**EXERCISE DIRECTIONS:** Set down the material below word for word, excluding the pictures.

________

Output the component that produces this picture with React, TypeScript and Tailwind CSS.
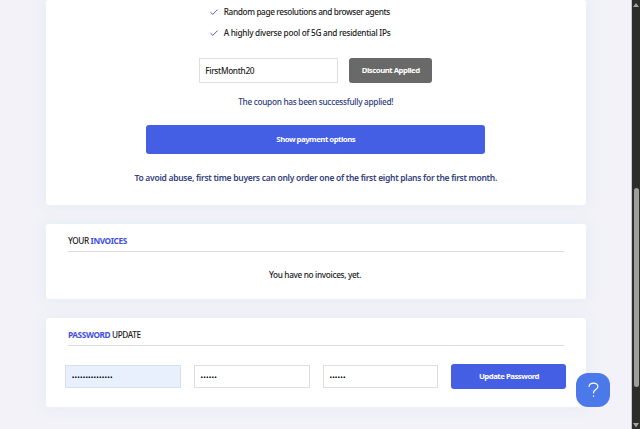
interface PasswordField {
  id: string;
  value: string;
  filled?: boolean;
}

const features = [
  { text: 'Random page resolutions and browser agents', tracking: 'tracking-[-0.37px]' },
  { text: 'A highly diverse pool of 5G and residential IPs', tracking: 'tracking-[-0.29px]' },
];

const passwordFields: PasswordField[] = [
  { id: 'current', value: '•••••••••••••••', filled: true },
  { id: 'new', value: '••••••' },
  { id: 'repeat', value: '••••••' },
];

const cardClass = 'bg-white rounded-[3px] shadow-[0_0_12px_2px_#e6eef3]';

const buttonClass = 'rounded-[3px] text-white font-bold text-[7.75px] tracking-[-0.48px] pb-[2px] shrink-0';

function CheckIcon() {
  return (
    <svg className="w-[8px] h-[7px] shrink-0" viewBox="0 0 8 7" fill="none" stroke="#5663ad" strokeWidth="1">
      <path d="M0.5 3.2 L2.8 5.4 L7.5 0.6" />
    </svg>
  );
}

function Scrollbar() {
  return (
    <div className="w-[9px] h-full shrink-0 bg-[#2c2c2c] border-l border-[#c9c9cd] flex flex-col items-center">
      <svg className="w-[6px] h-[5px] mt-[3px] shrink-0" viewBox="0 0 6 5" fill="#a3a3a3">
        <path d="M3 0 L6 4 H0 Z" />
      </svg>
      <div className="w-[5px] h-[199px] mt-[180px] rounded-full bg-[#9e9e9e]" />
      <svg className="w-[6px] h-[5px] mt-[36px] shrink-0" viewBox="0 0 6 5" fill="#a3a3a3">
        <path d="M0 0 H6 L3 4.5 Z" />
      </svg>
    </div>
  );
}

export default function App() {
  return (
    <div className="relative flex w-[640px] h-[429px] overflow-hidden bg-[#f2f2f8] font-['Noto_Sans',sans-serif] text-[#222] text-[8.25px] leading-[12px] font-medium">
      <main className="w-[631px] pl-[45.5px] pr-[45px] shrink-0">
        {/* Order */}
        <section className={`${cardClass} h-[205px] pt-[6px] flex flex-col items-center`}>
          <ul className="w-[212px] flex flex-col gap-[9px]">
            {features.map((feature) => (
              <li key={feature.text} className="flex items-center gap-[6px] whitespace-nowrap">
                <CheckIcon />
                <span className={feature.tracking}>{feature.text}</span>
              </li>
            ))}
          </ul>

          <div className="flex w-[233px] mt-[19px] justify-between">
            <div className="w-[139px] h-[25px] border border-[#dedede] px-[5px] flex items-center tracking-[-0.32px]">
              FirstMonth20
            </div>
            <button className={`${buttonClass} w-[83px] h-[25px] bg-[#696969]`}>Discount Applied</button>
          </div>

          <p className="mt-[13px] text-[#2f3d80] tracking-[-0.29px] whitespace-nowrap">
            The coupon has been successfully applied!
          </p>

          <button className={`${buttonClass} w-[339px] h-[29px] mt-[17px] bg-[#455fe4]`}>Show payment options</button>

          <p className="mt-[18px] text-[#36427c] text-[8.5px] font-semibold tracking-[-0.28px] whitespace-nowrap">
            To avoid abuse, first time buyers can only order one of the first eight plans for the first month.
          </p>
        </section>

        {/* Invoices */}
        <section className={`${cardClass} h-[75px] mt-[19px] px-[22.5px] pt-[11px]`}>
          <h2 className="h-[17px] border-b border-[#dcdce0] tracking-[-0.4px]">
            <span>YOUR</span> <span className="text-[#4350dc] font-bold">INVOICES</span>
          </h2>
          <p className="mt-[17px] pr-[1.5px] text-center tracking-[-0.34px]">You have no invoices, yet.</p>
        </section>

        {/* Password */}
        <section className={`${cardClass} h-[88.5px] mt-[19px] px-[19.5px] pt-[11px]`}>
          <h2 className="h-[17px] mx-[3px] border-b border-[#dcdce0] tracking-[-0.4px]">
            <span className="text-[#4350dc] font-bold">PASSWORD</span> <span>UPDATE</span>
          </h2>
          <div className="flex items-center mt-[18px] gap-[13px]">
            {passwordFields.map((field) => (
              <div
                key={field.id}
                className={`w-[116px] h-[23px] border px-[6px] flex items-center text-[5.5px] font-bold text-black tracking-[0.66px] ${
                  field.filled ? 'bg-[#e7f0fc] border-[#d7e0ea]' : 'border-[#dedede]'
                }`}
              >
                {field.value}
              </div>
            ))}
            <button className={`${buttonClass} w-[115px] h-[25px] bg-[#455fe4]`}>Update Password</button>
          </div>
        </section>
      </main>

      <Scrollbar />

      {/* Help bubble */}
      <button className="absolute left-[576px] top-[373px] w-[34px] h-[34px] rounded-[12px] bg-[#4c79e9] flex items-center justify-center">
        <svg className="w-[11px] h-[16px]" viewBox="0 0 12 17" fill="none" stroke="#fff" strokeWidth="1.3" strokeLinecap="round">
          <path d="M1.2 4.6 C1.4 2.2 3.4 1 6 1 C8.7 1 10.8 2.5 10.8 4.8 C10.8 8 6 8 6 11.6" />
          <path d="M6 15 V15.4" />
        </svg>
      </button>
    </div>
  );
}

________

**WRITTEN RESPONSE:**
Output the component that produces this picture with React, TypeScript and Tailwind CSS.
interface PasswordField {
  id: string;
  value: string;
  filled?: boolean;
}

const features = [
  { text: 'Random page resolutions and browser agents', tracking: 'tracking-[-0.37px]' },
  { text: 'A highly diverse pool of 5G and residential IPs', tracking: 'tracking-[-0.29px]' },
];

const passwordFields: PasswordField[] = [
  { id: 'current', value: '•••••••••••••••', filled: true },
  { id: 'new', value: '••••••' },
  { id: 'repeat', value: '••••••' },
];

const cardClass = 'bg-white rounded-[3px] shadow-[0_0_12px_2px_#e6eef3]';

const buttonClass = 'rounded-[3px] text-white font-bold text-[7.75px] tracking-[-0.48px] pb-[2px] shrink-0';

function CheckIcon() {
  return (
    <svg className="w-[8px] h-[7px] shrink-0" viewBox="0 0 8 7" fill="none" stroke="#5663ad" strokeWidth="1">
      <path d="M0.5 3.2 L2.8 5.4 L7.5 0.6" />
    </svg>
  );
}

function Scrollbar() {
  return (
    <div className="w-[9px] h-full shrink-0 bg-[#2c2c2c] border-l border-[#c9c9cd] flex flex-col items-center">
      <svg className="w-[6px] h-[5px] mt-[3px] shrink-0" viewBox="0 0 6 5" fill="#a3a3a3">
        <path d="M3 0 L6 4 H0 Z" />
      </svg>
      <div className="w-[5px] h-[199px] mt-[180px] rounded-full bg-[#9e9e9e]" />
      <svg className="w-[6px] h-[5px] mt-[36px] shrink-0" viewBox="0 0 6 5" fill="#a3a3a3">
        <path d="M0 0 H6 L3 4.5 Z" />
      </svg>
    </div>
  );
}

export default function App() {
  return (
    <div className="relative flex w-[640px] h-[429px] overflow-hidden bg-[#f2f2f8] font-['Noto_Sans',sans-serif] text-[#222] text-[8.25px] leading-[12px] font-medium">
      <main className="w-[631px] pl-[45.5px] pr-[45px] shrink-0">
        {/* Order */}
        <section className={`${cardClass} h-[205px] pt-[6px] flex flex-col items-center`}>
          <ul className="w-[212px] flex flex-col gap-[9px]">
            {features.map((feature) => (
              <li key={feature.text} className="flex items-center gap-[6px] whitespace-nowrap">
                <CheckIcon />
                <span className={feature.tracking}>{feature.text}</span>
              </li>
            ))}
          </ul>

          <div className="flex w-[233px] mt-[19px] justify-between">
            <div className="w-[139px] h-[25px] border border-[#dedede] px-[5px] flex items-center tracking-[-0.32px]">
              FirstMonth20
            </div>
            <button className={`${buttonClass} w-[83px] h-[25px] bg-[#696969]`}>Discount Applied</button>
          </div>

          <p className="mt-[13px] text-[#2f3d80] tracking-[-0.29px] whitespace-nowrap">
            The coupon has been successfully applied!
          </p>

          <button className={`${buttonClass} w-[339px] h-[29px] mt-[17px] bg-[#455fe4]`}>Show payment options</button>

          <p className="mt-[18px] text-[#36427c] text-[8.5px] font-semibold tracking-[-0.28px] whitespace-nowrap">
            To avoid abuse, first time buyers can only order one of the first eight plans for the first month.
          </p>
        </section>

        {/* Invoices */}
        <section className={`${cardClass} h-[75px] mt-[19px] px-[22.5px] pt-[11px]`}>
          <h2 className="h-[17px] border-b border-[#dcdce0] tracking-[-0.4px]">
            <span>YOUR</span> <span className="text-[#4350dc] font-bold">INVOICES</span>
          </h2>
          <p className="mt-[17px] pr-[1.5px] text-center tracking-[-0.34px]">You have no invoices, yet.</p>
        </section>

        {/* Password */}
        <section className={`${cardClass} h-[88.5px] mt-[19px] px-[19.5px] pt-[11px]`}>
          <h2 className="h-[17px] mx-[3px] border-b border-[#dcdce0] tracking-[-0.4px]">
            <span className="text-[#4350dc] font-bold">PASSWORD</span> <span>UPDATE</span>
          </h2>
          <div className="flex items-center mt-[18px] gap-[13px]">
            {passwordFields.map((field) => (
              <div
                key={field.id}
                className={`w-[116px] h-[23px] border px-[6px] flex items-center text-[5.5px] font-bold text-black tracking-[0.66px] ${
                  field.filled ? 'bg-[#e7f0fc] border-[#d7e0ea]' : 'border-[#dedede]'
                }`}
              >
                {field.value}
              </div>
            ))}
            <button className={`${buttonClass} w-[115px] h-[25px] bg-[#455fe4]`}>Update Password</button>
          </div>
        </section>
      </main>

      <Scrollbar />

      {/* Help bubble */}
      <button className="absolute left-[576px] top-[373px] w-[34px] h-[34px] rounded-[12px] bg-[#4c79e9] flex items-center justify-center">
        <svg className="w-[11px] h-[16px]" viewBox="0 0 12 17" fill="none" stroke="#fff" strokeWidth="1.3" strokeLinecap="round">
          <path d="M1.2 4.6 C1.4 2.2 3.4 1 6 1 C8.7 1 10.8 2.5 10.8 4.8 C10.8 8 6 8 6 11.6" />
          <path d="M6 15 V15.4" />
        </svg>
      </button>
    </div>
  );
}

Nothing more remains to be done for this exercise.